Bond academics have secured three significant external research grants totalling over $1.4 million within the last month, continuing the great momentum of research activity at the University.

In one of the largest nationally competitive grants that Bond has received, Associate Professor Sonya Marshall-Gradisnik and Dr Donald Staines were awarded $831,037 over four years by the Mason Foundation to advance their ground-breaking research into identifying the cause and possible treatment of Chronic Fatigue Syndrome (CFS).

As part of Bond’s Public Health and Neuroimmunology Unit (PHANU), they will partner with Queensland Health, Stanford University and Incline Village Medical Centre in Nevada for what will be the largest ever collaborative international CFS project.

The grant was part of the Australian Research Council’s (ARC) Linkage Infrastructure, Equipment and Facilities (LIEF) program.

Associate Professor Julia Henker was also recognised by the ARC, obtaining a Discovery Early Career Researcher Award (DECRA) for her project investigating factors intended to prevent financial asset price bubbles and crashes. Her successful grant application follows her receipt of a Bond University Vice Chancellor’s research grant for 2010-2011 as seed funds to pursue a pilot study.

Also successful in their application to the ARC were Professor Patrick Keyzer, Associate Professor Dietrich Joachim and Betul Sekendiz of the Faculty of Law, who were awarded an ARC Linkage grant of $212,459 to investigate Australian laws, policies and practices designed to manage legal risks and liabilities in the fitness industry. This research project will be carried out together with industry partners Fitness Australia and Sports Medicine Australia.

The University’s success in such highly contested national grants is demonstrative of the credibility and momentum of Bond’s research portfolio; a portfolio that has undergone immense growth under the leadership of retiring Vice-Chancellor Professor Robert Stable.

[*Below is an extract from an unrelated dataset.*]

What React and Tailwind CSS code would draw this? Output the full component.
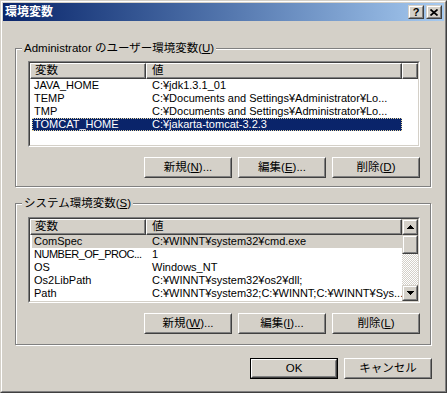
import React from "react";

function Btn({ children, def = false }) {
  const inner = (
    <div className="h-full w-full border border-t-white border-l-white border-r-[#404040] border-b-[#404040] bg-[#d4d0c8]">
      <div className="h-full w-full border border-t-[#d4d0c8] border-l-[#d4d0c8] border-r-[#808080] border-b-[#808080] flex items-center justify-center text-[11.5px] leading-none text-black whitespace-nowrap">
        {children}
      </div>
    </div>
  );
  if (def) {
    return <div className="h-[21px] w-[88px] border border-black">{inner}</div>;
  }
  return <div className="h-[21px] w-[88px]">{inner}</div>;
}

function Raised({ className, children }) {
  return (
    <div className={"border border-t-[#d4d0c8] border-l-[#d4d0c8] border-r-[#404040] border-b-[#404040] bg-[#d4d0c8] " + className}>
      <div className="h-full w-full border border-t-white border-l-white border-r-[#808080] border-b-[#808080] flex items-center justify-center">
        {children}
      </div>
    </div>
  );
}

function HeaderCell({ className, children }) {
  return (
    <div className={"h-full bg-[#d4d0c8] border border-t-white border-l-white border-r-[#404040] border-b-[#404040] shadow-[inset_-1px_-1px_0_#808080] flex items-center text-[11.5px] leading-none text-black " + className}>
      {children}
    </div>
  );
}

function Row({ a, b, sel, tight }) {
  let cls = "text-black";
  if (sel === "active") cls = "bg-[#0a246a] text-white outline outline-1 outline-dotted outline-[#e8d9a0] -outline-offset-1";
  if (sel === "inactive") cls = "bg-[#d4d0c8] text-black";
  return (
    <div className={"ml-[2px] w-[370px] h-[13px] flex text-[11px] leading-[13px] whitespace-nowrap " + cls}>
      <div className={"w-[114px] pl-[2px] overflow-hidden " + (tight ? "tracking-[-0.5px]" : "")}>{a}</div>
      <div className="flex-1 pl-[6px] overflow-hidden">{b}</div>
    </div>
  );
}

function ListHeader({ filler }) {
  return (
    <div className="h-[16px] flex shrink-0">
      <HeaderCell className="w-[116px] pl-[4px]">変数</HeaderCell>
      <HeaderCell className="w-[256px] pl-[5px]">値</HeaderCell>
      {filler && <HeaderCell className="flex-1" />}
    </div>
  );
}

function ListFrame({ children }) {
  return (
    <div className="w-[392px] h-[86px] border border-t-[#808080] border-l-[#808080] border-b-white border-r-white">
      <div className="h-full w-full border border-t-[#404040] border-l-[#404040] border-b-[#d4d0c8] border-r-[#d4d0c8] bg-white flex overflow-hidden">
        {children}
      </div>
    </div>
  );
}

function Group({ label, h, pt, children }) {
  return (
    <div className={"relative w-[416px] border border-[#808080] shadow-[inset_1px_1px_0_#fff,1px_1px_0_#fff] pl-[12px] " + h + " " + pt}>
      <div className="absolute left-[6px] top-[-8px] px-[2px] bg-[#d4d0c8] text-[11.5px] leading-[14px] text-black whitespace-nowrap">
        {label}
      </div>
      {children}
    </div>
  );
}

function UpArrow() {
  return (
    <svg width="7" height="4" viewBox="0 0 7 4" shapeRendering="crispEdges">
      <polygon points="3.5,0 7,4 0,4" fill="#000" />
    </svg>
  );
}
function DownArrow() {
  return (
    <svg width="7" height="4" viewBox="0 0 7 4" shapeRendering="crispEdges">
      <polygon points="0,0 7,0 3.5,4" fill="#000" />
    </svg>
  );
}

export default function App() {
  return (
    <div className="w-[447px] h-[393px] bg-[#d4d0c8] font-['Liberation_Sans','Noto_Sans_CJK_JP',sans-serif] border border-t-[#d4d0c8] border-l-[#d4d0c8] border-r-[#404040] border-b-[#404040] flex flex-col">
      <div className="flex-1 border border-t-white border-l-white border-r-[#808080] border-b-[#808080] p-[1px] flex flex-col">
        {/* Title bar */}
        <div className="h-[18px] shrink-0 bg-linear-to-r from-[#0a246a] to-[#a6caf0] flex items-center pl-[2px] pr-[2px]">
          <div className="flex-1 text-white font-bold text-[12px] leading-none">環境変数</div>
          <Raised className="w-[16px] h-[14px]">
            <span className="text-[11px] font-bold leading-none text-black">?</span>
          </Raised>
          <Raised className="w-[16px] h-[14px] ml-[2px]">
            <svg width="8" height="7" viewBox="0 0 8 7">
              <path d="M0.5 0.5 L7.5 6.5 M7.5 0.5 L0.5 6.5" stroke="#000" strokeWidth="1.7" />
            </svg>
          </Raised>
        </div>

        <div className="pl-[12px] flex flex-col">
          {/* Group 1 */}
          <div className="mt-[27px]">
            <Group
              label={<span>Administrator のユーザー環境変数(<u>U</u>)</span>}
              h="h-[139px]"
              pt="pt-[12px]"
            >
              <ListFrame>
                <div className="flex flex-col w-full">
                  <ListHeader filler />
                  <Row a="JAVA_HOME" b="C:¥jdk1.3.1_01" />
                  <Row a="TEMP" b="C:¥Documents and Settings¥Administrator¥Lo..." />
                  <Row a="TMP" b="C:¥Documents and Settings¥Administrator¥Lo..." />
                  <Row a="TOMCAT_HOME" b="C:¥jakarta-tomcat-3.2.3" sel="active" />
                </div>
              </ListFrame>
              <div className="mt-[10px] w-[392px] flex justify-end gap-[6px]">
                <Btn>新規(<u>N</u>)...</Btn>
                <Btn>編集(<u>E</u>)...</Btn>
                <Btn>削除(<u>D</u>)</Btn>
              </div>
            </Group>
          </div>

          {/* Group 2 */}
          <div className="mt-[16px]">
            <Group label={<span>システム環境変数(<u>S</u>)</span>} h="h-[142px]" pt="pt-[13px]">
              <ListFrame>
                <div className="flex flex-col w-[372px]">
                  <ListHeader />
                  <Row a="ComSpec" b="C:¥WINNT¥system32¥cmd.exe" sel="inactive" />
                  <Row a="NUMBER_OF_PROC..." b="1" tight />
                  <Row a="OS" b="Windows_NT" />
                  <Row a="Os2LibPath" b="C:¥WINNT¥system32¥os2¥dll;" />
                  <Row a="Path" b="C:¥WINNT¥system32;C:¥WINNT;C:¥WINNT¥Sys..." />
                </div>
                <div className="w-[16px] h-full flex flex-col">
                  <Raised className="w-[16px] h-[16px] shrink-0">
                    <UpArrow />
                  </Raised>
                  <Raised className="w-[16px] h-[19px] shrink-0" />
                  <div className="flex-1 bg-[repeating-conic-gradient(#d4d0c8_0%_25%,#ffffff_0%_50%)] bg-[length:2px_2px]" />
                  <Raised className="w-[16px] h-[16px] shrink-0">
                    <DownArrow />
                  </Raised>
                </div>
              </ListFrame>
              <div className="mt-[10px] w-[392px] flex justify-end gap-[6px]">
                <Btn>新規(<u>W</u>)...</Btn>
                <Btn>編集(<u>I</u>)...</Btn>
                <Btn>削除(<u>L</u>)</Btn>
              </div>
            </Group>
          </div>

          {/* OK / Cancel */}
          <div className="mt-[13px] w-[417px] flex justify-end gap-[6px]">
            <Btn def>OK</Btn>
            <Btn>キャンセル</Btn>
          </div>
        </div>
      </div>
    </div>
  );
}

Since joining Bond in 2004, Professor Stable has championed an increasing focus on research that has seen Bond University record a very high rate of growth in research income and a strengthening of research culture in recent years.

During his tenure, external research income has increased 20-fold, research publication output has almost tripled and Bond now has more Higher Degree Research students than ever before.

The improvements have not gone unnoticed, with Bond’s burgeoning research portfolio attracting international researchers to the University and the Australian Universities Quality Agency praising the University’s “significant improvements” in the areas of research and research management over the last five years, commending the research time provided to research-enabled staff through dedicated research semesters.

An initiative Professor Stable is particularly proud of is the Vice-Chancellor’s Research Grants which he established early into his tenure.

“In the case of Associate Professor Julia Henker, she was able to turn her $10,000 seed funding into $375,000 in the space of two years… that is phenomenal,” said Professor Stable.

“Without that initial grant, perhaps that wouldn’t have happened. We have had a number of similar successes whereby the seeding grant has made possible winning a much bigger grant. That is exactly why I wanted to set up the scheme and to see its success gives me great personal satisfaction.”